STATED EXERCISE: Do not repeat pictures. Repeat exactly the lines of the listing below from its first line through the line with "const options = ['15".

[Extracted data entries]
§ §

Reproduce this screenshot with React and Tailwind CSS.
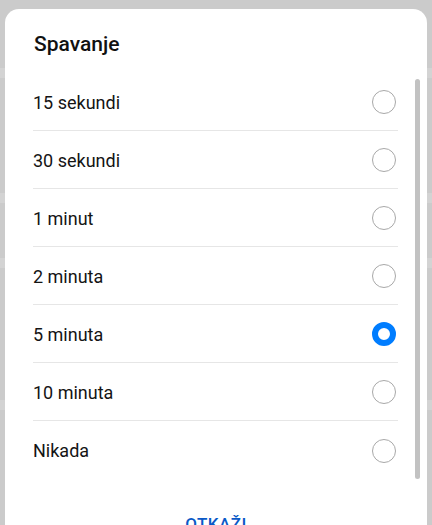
import React from 'react';

const options = ['15 sekundi', '30 sekundi', '1 minut', '2 minuta', '5 minuta', '10 minuta', 'Nikada'];

const Radio = ({ checked }) =>
  checked ? (
    <span className="block h-[24px] w-[24px] rounded-full border-[6px] border-[#007dff] bg-white" />
  ) : (
    <span className="block h-[24px] w-[24px] rounded-full border-[1.5px] border-[#a8a8a8] bg-white" />
  );

export default function App() {
  return (
    <div
      className="relative h-[525px] w-[432px] overflow-hidden bg-[#cbcbcb]"
      style={{ fontFamily: 'Roboto, "Noto Sans", sans-serif' }}
    >
      {/* dimmed list rows behind the dialog */}
      <div className="absolute left-0 right-0 top-[68px] h-[10px] bg-[#d3d3d3]" />
      <div className="absolute left-0 right-0 top-[193px] h-[10px] bg-[#d3d3d3]" />
      <div className="absolute left-0 right-0 top-[258px] h-[10px] bg-[#d3d3d3]" />
      <div className="absolute left-0 right-0 top-[400px] h-[10px] bg-[#d3d3d3]" />

      <div className="relative mx-[5px] mt-[9px] rounded-[14px] bg-white">
        <div className="flex h-[64px] items-center pl-[29px] pt-[8px] text-[21px] font-medium text-[#111]">
          Spavanje
        </div>

        <div className="relative pl-[28px] pr-[29px]">
          {options.map((label, i) => (
            <div
              key={label}
              className={
                'flex h-[58px] items-center justify-between pr-[2px] pt-[1px] ' +
                (i < options.length - 1 ? 'border-b border-[#e6e6e6]' : '')
              }
            >
              <span className="text-[18px] text-[#141414]">{label}</span>
              <Radio checked={label === '5 minuta'} />
            </div>
          ))}
          <div className="absolute right-[7px] top-[6px] h-[400px] w-[5px] rounded-full bg-[#c2c2c2]" />
        </div>

        <div className="flex h-[60px] items-end justify-center pb-[2px]">
          <span className="text-[17px] font-medium tracking-wide text-[#0a59c7]">OTKAŽI</span>
        </div>
      </div>
    </div>
  );
}
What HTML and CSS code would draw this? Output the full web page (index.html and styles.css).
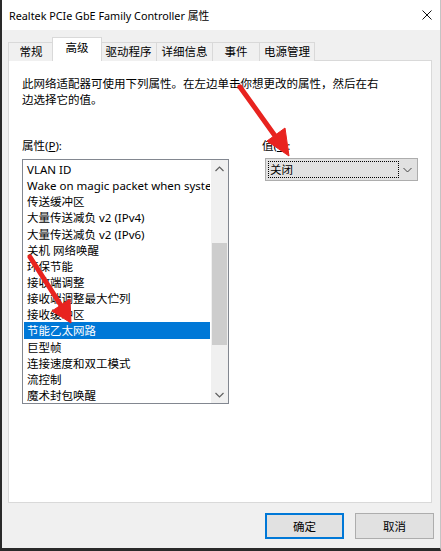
FILE: index.html
```
<!DOCTYPE html>
<html lang="zh-CN">
<head>
<meta charset="utf-8">
<title>Realtek PCIe GbE Family Controller 属性</title>
<link rel="stylesheet" href="styles.css">
</head>
<body>
<div class="window">
  <div class="titlebar">
    <span class="title">Realtek PCIe GbE Family Controller 属性</span>
    <svg class="close" width="10" height="10" viewBox="0 0 10 10"><path d="M0.5 0.5 L9.5 9.5 M9.5 0.5 L0.5 9.5" stroke="#111" stroke-width="1" fill="none"/></svg>
  </div>
  <div class="content">
    <div class="tabs">
      <div class="tab tab-w45">常规</div>
      <div class="tab selected tab-w48">高级</div>
      <div class="tab tab-w56">驱动程序</div>
      <div class="tab tab-w56">详细信息</div>
      <div class="tab tab-w47">事件</div>
      <div class="tab tab-w55">电源管理</div>
    </div>
    <div class="panel">
      <p class="desc">此网络适配器可使用下列属性。在左边单击你想更改的属性，然后在右<br>边选择它的值。</p>
      <div class="cols">
        <div class="col-left">
          <div class="label">属性(<u>P</u>):</div>
          <div class="listbox">
            <div class="items">
              <div class="item">VLAN ID</div>
              <div class="item">Wake on magic packet when system is in the S0ix power state</div>
              <div class="item">传送缓冲区</div>
              <div class="item">大量传送减负 v2 (IPv4)</div>
              <div class="item">大量传送减负 v2 (IPv6)</div>
              <div class="item">关机 网络唤醒</div>
              <div class="item">环保节能</div>
              <div class="item">接收端调整</div>
              <div class="item">接收端调整最大伫列</div>
              <div class="item">接收缓冲区</div>
              <div class="item active">节能乙太网路</div>
              <div class="item">巨型帧</div>
              <div class="item">连接速度和双工模式</div>
              <div class="item">流控制</div>
              <div class="item">魔术封包唤醒</div>
            </div>
            <div class="scrollbar">
              <div class="sb-btn"><svg width="9" height="6" viewBox="0 0 9 6"><path d="M0.5 5 L4.5 1 L8.5 5" stroke="#606060" stroke-width="1.2" fill="none"/></svg></div>
              <div class="sb-pre"></div>
              <div class="sb-thumb"></div>
              <div class="sb-post"></div>
              <div class="sb-btn"><svg width="9" height="6" viewBox="0 0 9 6"><path d="M0.5 1 L4.5 5 L8.5 1" stroke="#606060" stroke-width="1.2" fill="none"/></svg></div>
            </div>
          </div>
        </div>
        <div class="col-right">
          <div class="label">值(<u>V</u>):</div>
          <div class="combo">
            <span class="focus">关闭</span>
            <svg class="chev" width="9" height="6" viewBox="0 0 9 6"><path d="M0.5 1 L4.5 5 L8.5 1" stroke="#444" stroke-width="1" fill="none"/></svg>
          </div>
        </div>
      </div>
    </div>
    <div class="buttons">
      <div class="btn default">确定</div>
      <div class="btn">取消</div>
    </div>
  </div>
  <svg class="arrows" width="441" height="551" viewBox="0 0 441 551">
    <g fill="#e8231f" stroke="#e8231f">
      <line x1="240" y1="87" x2="278" y2="140" stroke-width="5" stroke-linecap="round"/>
      <polygon points="289,156 267,141 285,128" stroke-width="1"/>
      <line x1="30" y1="257" x2="62" y2="307" stroke-width="5" stroke-linecap="round"/>
      <polygon points="71,323 52,311 70,299" stroke-width="1"/>
    </g>
  </svg>
</div>
</body>
</html>
```
FILE: styles.css
```
* { box-sizing: border-box; }
html, body { margin: 0; padding: 0; }
body {
  font-family: "Noto Sans", "Noto Sans CJK SC", sans-serif;
  font-size: 11.5px;
  color: #000;
  background: #f0f0f0;
}
.window {
  position: relative;
  width: 441px;
  height: 551px;
  background: #f0f0f0;
  border-left: 2px solid #2a2a2a;
  border-bottom: 3px solid #2a2a2a;
  border-right: 1px solid #c4c4c4;
  display: flex;
  flex-direction: column;
  overflow: hidden;
}
.titlebar {
  height: 30px;
  background: #fff;
  display: flex;
  align-items: center;
  justify-content: space-between;
  padding: 0 8px 1px 7px;
  flex: none;
}
.title { font-size: 10.8px; color: #000; }
.close { display: block; }
.content {
  padding: 8px 7px 0 6px;
  display: flex;
  flex-direction: column;
}
.tabs {
  display: flex;
  align-items: flex-end;
  height: 23px;
  margin-bottom: -1px;
  position: relative;
  z-index: 1;
}
.tab {
  height: 19px;
  border: 1px solid #d9d9d9;
  border-bottom: none;
  margin-left: -1px;
  background: #f0f0f0;
  text-align: center;
  line-height: 18px;
}
.tab:first-child { margin-left: 0; }
.tab.selected {
  height: 24px;
  background: #fff;
  line-height: 20px;
  margin-left: -2px;
  margin-right: -1px;
  position: relative;
  z-index: 2;
}
.tab-w45 { width: 46px; }
.tab-w48 { width: 50px; }
.tab-w56 { width: 57px; }
.tab-w47 { width: 48px; }
.tab-w55 { width: 56px; }
.panel {
  width: 424px;
  height: 443px;
  background: #fff;
  border: 1px solid #d9d9d9;
  padding: 15px 13px 0 13px;
  flex: none;
}
.desc {
  margin: 0;
  line-height: 16px;
}
.cols {
  display: flex;
  margin-top: 30px;
  gap: 33px;
}
.label { line-height: 16px; }
.col-left { width: 207px; }
.listbox {
  margin-top: 5px;
  width: 207px;
  height: 245px;
  border: 1px solid #828790;
  display: flex;
  background: #fff;
}
.items {
  width: 188px;
  overflow: hidden;
  padding-top: 1px;
}
.item {
  height: 16.15px;
  line-height: 17px;
  margin: 0 1px;
  padding-left: 3px;
  white-space: nowrap;
  overflow: hidden;
}
.item.active {
  background: #0078d7;
  color: #fff;
}
.scrollbar {
  width: 17px;
  background: #f0f0f0;
  display: flex;
  flex-direction: column;
}
.sb-btn {
  height: 17px;
  display: flex;
  align-items: center;
  justify-content: center;
  flex: none;
}
.sb-pre { height: 66px; flex: none; }
.sb-thumb { height: 102px; background: #cdcdcd; margin: 0 1px; flex: none; }
.sb-post { flex: 1; }
.col-right { width: 160px; }
.combo {
  margin-top: 4px;
  margin-left: 3px;
  width: 153px;
  height: 23px;
  background: #e1e1e1;
  border: 1px solid #adadad;
  display: flex;
  align-items: center;
  padding: 0 5px 0 2px;
}
.focus {
  width: 131px;
  height: 17px;
  border: 1px dotted #000;
  line-height: 15px;
  padding-left: 1px;
}
.chev { margin-left: auto; display: block; }
.buttons {
  display: flex;
  justify-content: flex-end;
  gap: 11px;
  margin-top: 10px;
  margin-right: -1px;
}
.btn {
  width: 79px;
  height: 26px;
  background: #e1e1e1;
  border: 1px solid #adadad;
  display: flex;
  align-items: center;
  justify-content: center;
}
.btn.default {
  border: 2px solid #0078d7;
}
.arrows {
  position: absolute;
  left: -2px;
  top: 0;
  pointer-events: none;
}
```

§ §

TASK OUTPUT:
Reproduce this screenshot with React and Tailwind CSS.
import React from 'react';

const options = ['15 sekundi', '30 sekundi', '1 minut', '2 minuta', '5 minuta', '10 minuta', 'Nikada'];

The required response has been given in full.